For almost six decades, I have had no idea who Yitzhak Friedman was, and why my father would have worn a medallion with his name. And the Hebrew letters on the other side of the coin had always been a mystery. But now this unexpected document had helped me solve the puzzle. Proving that where there’s a will, there’s a way.
Hasidism was not what I expected to find in our family story. I wrote to my teacher Rabbi Art Green, the acknowledged contemporary expert on Hasidism, to tell him the story of the will – and to ask about the custom of engraved gold coins.
Art noted with some amusement that it was no small irony that a classical Reconstructionist rabbi (me), one whose mentor was the ultra-rational Mordecai Kaplan, turns out to have hasidic roots. Who says God has no sense of humor?
But it is unlikely that our great-grandfather was a Boyaner Hasid. More likely, Art explained, our great-grandfather’s story was a common one among East European Jews: when you needed a miracle, you went to the local hasidic rebbe, regardless of whether you were one of his Hasidim. You would make a donation; the rebbe would receive your petition; and, presumably, forward your request on to God.
Or, you might receive in exchange for your contribution a charm or amulet, perhaps even a gold coin engraved with the name of the rebbe, a custom that was prevalent among the Sadigura Hasidim.
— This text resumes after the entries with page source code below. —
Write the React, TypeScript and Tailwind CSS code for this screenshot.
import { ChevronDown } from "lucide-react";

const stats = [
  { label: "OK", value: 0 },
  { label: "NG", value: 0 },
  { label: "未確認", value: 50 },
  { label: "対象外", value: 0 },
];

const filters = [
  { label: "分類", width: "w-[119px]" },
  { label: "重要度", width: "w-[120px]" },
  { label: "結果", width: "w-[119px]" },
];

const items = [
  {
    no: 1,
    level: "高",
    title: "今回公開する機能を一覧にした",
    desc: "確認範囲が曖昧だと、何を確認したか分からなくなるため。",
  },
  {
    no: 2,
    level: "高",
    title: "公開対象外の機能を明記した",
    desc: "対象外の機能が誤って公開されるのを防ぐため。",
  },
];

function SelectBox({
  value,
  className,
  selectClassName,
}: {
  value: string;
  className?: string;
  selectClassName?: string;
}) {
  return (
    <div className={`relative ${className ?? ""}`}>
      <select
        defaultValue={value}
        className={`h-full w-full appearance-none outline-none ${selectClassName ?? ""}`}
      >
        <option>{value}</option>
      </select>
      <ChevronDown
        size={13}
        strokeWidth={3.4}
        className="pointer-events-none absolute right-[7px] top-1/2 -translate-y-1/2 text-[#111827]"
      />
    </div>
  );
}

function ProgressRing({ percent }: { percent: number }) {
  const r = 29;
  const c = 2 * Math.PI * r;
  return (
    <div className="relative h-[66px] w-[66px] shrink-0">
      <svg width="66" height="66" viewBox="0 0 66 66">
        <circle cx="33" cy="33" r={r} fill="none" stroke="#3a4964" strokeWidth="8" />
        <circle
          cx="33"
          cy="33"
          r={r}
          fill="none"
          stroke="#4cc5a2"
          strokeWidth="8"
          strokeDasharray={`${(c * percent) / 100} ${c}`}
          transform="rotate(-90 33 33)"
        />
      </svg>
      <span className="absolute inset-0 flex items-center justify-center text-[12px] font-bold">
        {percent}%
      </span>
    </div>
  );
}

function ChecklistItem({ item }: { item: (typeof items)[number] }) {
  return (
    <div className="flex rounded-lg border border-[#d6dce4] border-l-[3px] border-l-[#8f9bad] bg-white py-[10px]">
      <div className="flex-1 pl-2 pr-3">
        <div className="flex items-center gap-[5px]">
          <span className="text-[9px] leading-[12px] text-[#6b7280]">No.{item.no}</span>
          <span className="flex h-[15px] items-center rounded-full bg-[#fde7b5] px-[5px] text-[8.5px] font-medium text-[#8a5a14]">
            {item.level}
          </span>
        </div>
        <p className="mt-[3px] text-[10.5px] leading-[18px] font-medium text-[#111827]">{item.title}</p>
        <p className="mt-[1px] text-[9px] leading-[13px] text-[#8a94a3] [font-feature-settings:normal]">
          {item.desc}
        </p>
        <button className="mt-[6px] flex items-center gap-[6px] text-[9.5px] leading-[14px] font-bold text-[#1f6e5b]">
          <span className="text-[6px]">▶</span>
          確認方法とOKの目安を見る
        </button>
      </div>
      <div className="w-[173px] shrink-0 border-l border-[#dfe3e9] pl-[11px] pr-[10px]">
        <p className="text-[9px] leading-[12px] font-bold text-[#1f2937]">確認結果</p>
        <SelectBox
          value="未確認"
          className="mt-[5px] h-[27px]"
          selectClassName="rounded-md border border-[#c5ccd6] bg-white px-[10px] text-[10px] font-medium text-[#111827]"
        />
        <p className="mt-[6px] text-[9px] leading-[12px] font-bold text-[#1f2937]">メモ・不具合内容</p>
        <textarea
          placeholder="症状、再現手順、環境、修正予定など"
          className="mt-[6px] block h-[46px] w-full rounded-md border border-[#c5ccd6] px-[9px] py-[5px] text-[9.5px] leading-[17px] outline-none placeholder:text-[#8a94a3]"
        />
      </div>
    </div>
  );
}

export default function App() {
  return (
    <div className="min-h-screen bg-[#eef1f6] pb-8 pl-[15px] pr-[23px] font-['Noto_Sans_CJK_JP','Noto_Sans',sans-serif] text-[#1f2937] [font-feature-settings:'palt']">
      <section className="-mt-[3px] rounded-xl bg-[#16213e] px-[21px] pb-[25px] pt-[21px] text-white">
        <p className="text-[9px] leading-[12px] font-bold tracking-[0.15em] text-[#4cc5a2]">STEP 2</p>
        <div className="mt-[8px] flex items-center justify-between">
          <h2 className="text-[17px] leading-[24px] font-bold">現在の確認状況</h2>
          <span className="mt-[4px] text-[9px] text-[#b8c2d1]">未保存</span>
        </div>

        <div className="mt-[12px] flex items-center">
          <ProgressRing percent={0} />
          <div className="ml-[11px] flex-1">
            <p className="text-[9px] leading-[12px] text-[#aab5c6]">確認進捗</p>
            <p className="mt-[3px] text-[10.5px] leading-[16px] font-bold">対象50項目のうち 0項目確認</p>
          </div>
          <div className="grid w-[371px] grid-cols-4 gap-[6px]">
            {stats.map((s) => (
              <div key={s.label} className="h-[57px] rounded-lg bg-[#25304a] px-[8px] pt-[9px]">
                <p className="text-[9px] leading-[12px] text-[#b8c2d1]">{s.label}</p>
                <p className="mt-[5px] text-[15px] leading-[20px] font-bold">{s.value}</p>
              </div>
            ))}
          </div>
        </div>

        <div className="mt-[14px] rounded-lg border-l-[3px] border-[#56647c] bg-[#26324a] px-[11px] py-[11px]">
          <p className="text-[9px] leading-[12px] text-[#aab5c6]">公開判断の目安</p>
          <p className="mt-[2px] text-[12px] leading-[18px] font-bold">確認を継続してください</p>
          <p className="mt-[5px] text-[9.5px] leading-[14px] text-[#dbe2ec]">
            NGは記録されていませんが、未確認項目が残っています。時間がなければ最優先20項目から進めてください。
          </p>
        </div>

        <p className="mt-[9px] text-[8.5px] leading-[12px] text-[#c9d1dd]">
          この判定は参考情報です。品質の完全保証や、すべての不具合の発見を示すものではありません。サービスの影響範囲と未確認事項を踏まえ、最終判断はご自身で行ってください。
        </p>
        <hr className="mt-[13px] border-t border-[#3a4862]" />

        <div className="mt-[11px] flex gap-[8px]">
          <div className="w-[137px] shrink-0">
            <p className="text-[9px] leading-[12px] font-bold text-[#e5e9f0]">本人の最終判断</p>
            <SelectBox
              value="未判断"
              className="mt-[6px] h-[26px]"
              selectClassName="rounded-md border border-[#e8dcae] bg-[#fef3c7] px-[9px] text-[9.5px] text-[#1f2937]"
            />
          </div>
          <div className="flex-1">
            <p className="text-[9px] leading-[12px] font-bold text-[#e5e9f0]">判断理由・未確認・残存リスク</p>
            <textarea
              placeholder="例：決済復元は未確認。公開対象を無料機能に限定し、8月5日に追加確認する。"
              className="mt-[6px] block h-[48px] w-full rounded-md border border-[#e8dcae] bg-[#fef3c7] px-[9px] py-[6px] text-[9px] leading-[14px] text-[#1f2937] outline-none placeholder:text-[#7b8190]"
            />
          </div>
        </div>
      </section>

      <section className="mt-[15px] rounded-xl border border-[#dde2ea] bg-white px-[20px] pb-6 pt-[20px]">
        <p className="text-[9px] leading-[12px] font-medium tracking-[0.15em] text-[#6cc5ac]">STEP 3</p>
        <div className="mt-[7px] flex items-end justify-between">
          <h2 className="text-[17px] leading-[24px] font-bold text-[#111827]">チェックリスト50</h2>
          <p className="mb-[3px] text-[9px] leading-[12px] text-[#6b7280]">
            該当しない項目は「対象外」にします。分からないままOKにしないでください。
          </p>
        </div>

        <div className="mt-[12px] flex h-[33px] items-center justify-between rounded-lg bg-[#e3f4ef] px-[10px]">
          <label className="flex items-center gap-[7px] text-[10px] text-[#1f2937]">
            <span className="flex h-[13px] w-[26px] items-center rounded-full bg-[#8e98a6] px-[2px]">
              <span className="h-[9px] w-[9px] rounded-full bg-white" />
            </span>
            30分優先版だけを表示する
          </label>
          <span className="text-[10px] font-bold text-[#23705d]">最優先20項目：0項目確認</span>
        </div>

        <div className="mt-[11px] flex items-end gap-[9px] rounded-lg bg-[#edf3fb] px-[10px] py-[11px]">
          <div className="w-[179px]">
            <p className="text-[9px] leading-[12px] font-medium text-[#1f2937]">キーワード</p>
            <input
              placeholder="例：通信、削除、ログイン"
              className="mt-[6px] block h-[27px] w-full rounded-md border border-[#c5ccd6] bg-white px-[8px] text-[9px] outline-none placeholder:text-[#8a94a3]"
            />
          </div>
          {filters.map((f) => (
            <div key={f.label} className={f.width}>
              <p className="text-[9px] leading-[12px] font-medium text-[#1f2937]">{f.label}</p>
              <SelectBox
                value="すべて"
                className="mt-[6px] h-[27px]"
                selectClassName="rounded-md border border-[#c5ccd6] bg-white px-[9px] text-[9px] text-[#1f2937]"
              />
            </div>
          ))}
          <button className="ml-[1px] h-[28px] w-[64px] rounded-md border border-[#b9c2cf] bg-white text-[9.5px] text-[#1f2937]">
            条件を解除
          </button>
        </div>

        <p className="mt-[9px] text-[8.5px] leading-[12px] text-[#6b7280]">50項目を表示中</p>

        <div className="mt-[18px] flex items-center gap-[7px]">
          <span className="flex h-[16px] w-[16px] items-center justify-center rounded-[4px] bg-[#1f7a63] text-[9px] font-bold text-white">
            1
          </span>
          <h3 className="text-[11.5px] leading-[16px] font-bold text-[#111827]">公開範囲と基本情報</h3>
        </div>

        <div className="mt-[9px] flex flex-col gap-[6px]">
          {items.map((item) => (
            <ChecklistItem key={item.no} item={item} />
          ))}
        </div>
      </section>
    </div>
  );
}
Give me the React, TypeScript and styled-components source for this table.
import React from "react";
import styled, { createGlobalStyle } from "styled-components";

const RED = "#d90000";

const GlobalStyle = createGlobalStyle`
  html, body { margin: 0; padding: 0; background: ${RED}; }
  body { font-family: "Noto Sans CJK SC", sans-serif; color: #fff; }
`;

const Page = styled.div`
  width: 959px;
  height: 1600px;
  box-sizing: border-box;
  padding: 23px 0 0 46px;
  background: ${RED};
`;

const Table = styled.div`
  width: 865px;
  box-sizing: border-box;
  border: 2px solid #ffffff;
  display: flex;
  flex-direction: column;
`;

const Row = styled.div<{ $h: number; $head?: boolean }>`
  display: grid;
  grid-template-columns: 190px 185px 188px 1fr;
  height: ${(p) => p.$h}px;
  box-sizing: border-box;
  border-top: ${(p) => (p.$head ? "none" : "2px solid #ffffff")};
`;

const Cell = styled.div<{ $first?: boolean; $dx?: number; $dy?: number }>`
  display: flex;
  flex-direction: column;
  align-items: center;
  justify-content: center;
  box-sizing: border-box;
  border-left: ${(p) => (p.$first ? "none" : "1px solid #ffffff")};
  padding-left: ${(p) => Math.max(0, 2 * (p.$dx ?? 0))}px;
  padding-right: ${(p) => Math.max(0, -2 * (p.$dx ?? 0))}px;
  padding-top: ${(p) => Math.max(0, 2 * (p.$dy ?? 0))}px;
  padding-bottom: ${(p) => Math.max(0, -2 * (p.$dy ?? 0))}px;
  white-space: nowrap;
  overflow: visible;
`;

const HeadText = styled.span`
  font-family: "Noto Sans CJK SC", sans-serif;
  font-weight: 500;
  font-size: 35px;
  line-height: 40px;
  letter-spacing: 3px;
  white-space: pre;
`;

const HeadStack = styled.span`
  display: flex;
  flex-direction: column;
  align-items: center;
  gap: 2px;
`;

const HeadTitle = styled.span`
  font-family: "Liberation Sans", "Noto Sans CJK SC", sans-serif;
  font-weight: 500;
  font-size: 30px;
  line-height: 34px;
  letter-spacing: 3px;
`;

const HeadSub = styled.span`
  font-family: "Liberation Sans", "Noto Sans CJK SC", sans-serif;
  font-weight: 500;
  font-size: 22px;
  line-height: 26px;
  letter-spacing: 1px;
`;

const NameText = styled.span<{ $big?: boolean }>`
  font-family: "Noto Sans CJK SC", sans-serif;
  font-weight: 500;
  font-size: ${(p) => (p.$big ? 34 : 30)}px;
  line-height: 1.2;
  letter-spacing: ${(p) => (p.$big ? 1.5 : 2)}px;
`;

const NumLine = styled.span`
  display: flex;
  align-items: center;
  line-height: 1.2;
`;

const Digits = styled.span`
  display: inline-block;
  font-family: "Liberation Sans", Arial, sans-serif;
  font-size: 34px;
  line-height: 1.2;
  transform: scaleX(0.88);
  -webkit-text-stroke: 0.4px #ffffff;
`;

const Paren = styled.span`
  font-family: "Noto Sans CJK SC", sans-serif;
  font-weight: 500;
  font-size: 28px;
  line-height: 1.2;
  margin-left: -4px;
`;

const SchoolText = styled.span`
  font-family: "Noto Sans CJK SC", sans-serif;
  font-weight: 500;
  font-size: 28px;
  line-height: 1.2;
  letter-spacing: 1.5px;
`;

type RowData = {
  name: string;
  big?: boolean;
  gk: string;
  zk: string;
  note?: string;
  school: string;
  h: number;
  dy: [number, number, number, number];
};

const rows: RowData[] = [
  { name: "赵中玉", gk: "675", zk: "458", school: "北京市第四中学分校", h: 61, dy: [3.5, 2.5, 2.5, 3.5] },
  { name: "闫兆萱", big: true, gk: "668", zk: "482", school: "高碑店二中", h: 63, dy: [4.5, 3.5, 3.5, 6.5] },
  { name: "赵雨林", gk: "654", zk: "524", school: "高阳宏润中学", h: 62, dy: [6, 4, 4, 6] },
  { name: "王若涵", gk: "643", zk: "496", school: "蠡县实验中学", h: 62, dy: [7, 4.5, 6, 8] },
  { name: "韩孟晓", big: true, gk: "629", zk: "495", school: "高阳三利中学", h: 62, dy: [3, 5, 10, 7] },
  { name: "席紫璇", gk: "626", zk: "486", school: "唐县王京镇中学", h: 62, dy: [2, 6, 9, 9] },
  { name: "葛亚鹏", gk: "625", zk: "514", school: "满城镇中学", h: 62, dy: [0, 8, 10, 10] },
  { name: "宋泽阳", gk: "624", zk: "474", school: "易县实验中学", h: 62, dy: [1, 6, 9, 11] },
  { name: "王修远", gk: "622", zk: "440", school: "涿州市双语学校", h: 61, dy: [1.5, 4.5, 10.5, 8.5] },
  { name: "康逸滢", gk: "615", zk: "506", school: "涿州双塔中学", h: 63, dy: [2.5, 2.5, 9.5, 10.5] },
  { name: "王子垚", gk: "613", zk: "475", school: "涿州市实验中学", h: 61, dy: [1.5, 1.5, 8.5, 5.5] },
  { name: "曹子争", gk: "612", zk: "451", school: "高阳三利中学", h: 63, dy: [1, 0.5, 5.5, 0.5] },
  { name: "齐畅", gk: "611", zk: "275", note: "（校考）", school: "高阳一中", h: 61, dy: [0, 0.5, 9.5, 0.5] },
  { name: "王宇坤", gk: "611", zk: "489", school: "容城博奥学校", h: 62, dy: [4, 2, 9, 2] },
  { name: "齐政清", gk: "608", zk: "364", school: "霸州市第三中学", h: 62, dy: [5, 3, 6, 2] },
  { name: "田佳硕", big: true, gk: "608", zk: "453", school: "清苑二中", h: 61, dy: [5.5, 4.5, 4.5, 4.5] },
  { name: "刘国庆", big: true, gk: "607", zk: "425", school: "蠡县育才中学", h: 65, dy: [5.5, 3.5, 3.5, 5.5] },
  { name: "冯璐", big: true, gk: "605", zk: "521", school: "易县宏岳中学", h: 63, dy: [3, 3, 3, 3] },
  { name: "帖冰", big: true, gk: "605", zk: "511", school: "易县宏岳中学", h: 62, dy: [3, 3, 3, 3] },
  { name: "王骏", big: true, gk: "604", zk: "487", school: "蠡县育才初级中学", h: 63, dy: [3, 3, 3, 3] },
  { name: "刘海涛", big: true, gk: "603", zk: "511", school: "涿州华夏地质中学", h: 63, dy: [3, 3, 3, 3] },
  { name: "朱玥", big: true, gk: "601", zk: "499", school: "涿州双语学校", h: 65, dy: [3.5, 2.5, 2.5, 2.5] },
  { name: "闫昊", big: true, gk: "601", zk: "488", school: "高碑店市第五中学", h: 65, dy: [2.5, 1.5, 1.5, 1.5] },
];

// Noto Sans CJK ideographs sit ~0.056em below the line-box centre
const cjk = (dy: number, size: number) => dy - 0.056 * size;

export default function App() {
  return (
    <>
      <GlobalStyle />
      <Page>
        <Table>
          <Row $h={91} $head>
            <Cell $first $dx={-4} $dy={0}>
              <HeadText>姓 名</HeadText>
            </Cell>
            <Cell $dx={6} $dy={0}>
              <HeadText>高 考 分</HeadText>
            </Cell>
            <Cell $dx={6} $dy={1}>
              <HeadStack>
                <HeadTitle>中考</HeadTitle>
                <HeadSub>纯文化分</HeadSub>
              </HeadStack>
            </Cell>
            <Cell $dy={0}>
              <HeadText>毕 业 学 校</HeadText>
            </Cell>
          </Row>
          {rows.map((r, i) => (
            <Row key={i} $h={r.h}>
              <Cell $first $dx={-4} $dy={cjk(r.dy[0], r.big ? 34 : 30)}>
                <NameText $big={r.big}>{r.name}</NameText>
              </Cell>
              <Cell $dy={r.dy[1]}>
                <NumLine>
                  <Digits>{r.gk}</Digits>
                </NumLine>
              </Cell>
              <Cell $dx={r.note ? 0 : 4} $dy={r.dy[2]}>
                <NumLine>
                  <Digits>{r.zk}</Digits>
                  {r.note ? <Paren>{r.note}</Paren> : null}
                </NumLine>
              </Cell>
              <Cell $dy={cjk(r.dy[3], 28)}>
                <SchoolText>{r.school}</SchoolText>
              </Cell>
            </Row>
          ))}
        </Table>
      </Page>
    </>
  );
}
And that is likely how the gold coin from Rabbi Yitzhak Friedman, originally of Sadigura, came into our family yerusha, or inheritance.
Such are the unexpected and sometimes surprising pieces of the puzzle that we call “family.” Those about whom we knew nothing, or next to nothing, are no longer anonymous; they have become present through story and have now become a new memory.
This past summer, a friend kindly sent a poem to me, written by the 14th century Persian poet Hafiz. The poem asks what the difference is between an average person and a saint, and answers this way:
The saint knows
That the spiritual path
Is a sublime game of chess with God
The metaphor of the spiritual path as a game of chess reminded me of one of my favorite hasidic teachings that I learned from Rabbi Larry Kushner. It is called “The Three Rules of Checkers,” a similar metaphor pointing to some larger truths.
“The Three Rules of Checkers” goes like this:
- You cannot make two moves at once.
- You can only move forward, not backward.
- And once you reach the last row, you can move wherever you want.
While I remembered the “Three Rules of Checkers,” I could not remember in whose name Rabbi Kushner transmitted this teaching, or in which of his books it was found.
Do you know those 3:00 AM moments, when the answers you look for in the daylight suddenly appear in the dark? Well, I had one of those moments; wisely chose not to share it with my wife at that hour; and went to find the Kushner book that I had suddenly remembered.
It turns out that the three rules of checkers is attributed to Rabbi Nachum of Rizhyn, who, as it turns out, was none other than the uncle of Yitzhak Friedman – the name engraved on the gold coin named in the will of my great-grandfather.
To paraphrase a line from my favorite film: “Of all the rebbes, in all the shtetls, in all the world, he turns up in mine.”
Coincidence? Serendipity? Bashert? Part of the Divine Plan? Who knows?
But somewhere I suspect the Boyaner Rebbe and my great-grandfather Ze’ev Wolf are sharing a schnapps in celebration of how, four generations later, the legacy of a hasidic gold coin was finally revealed.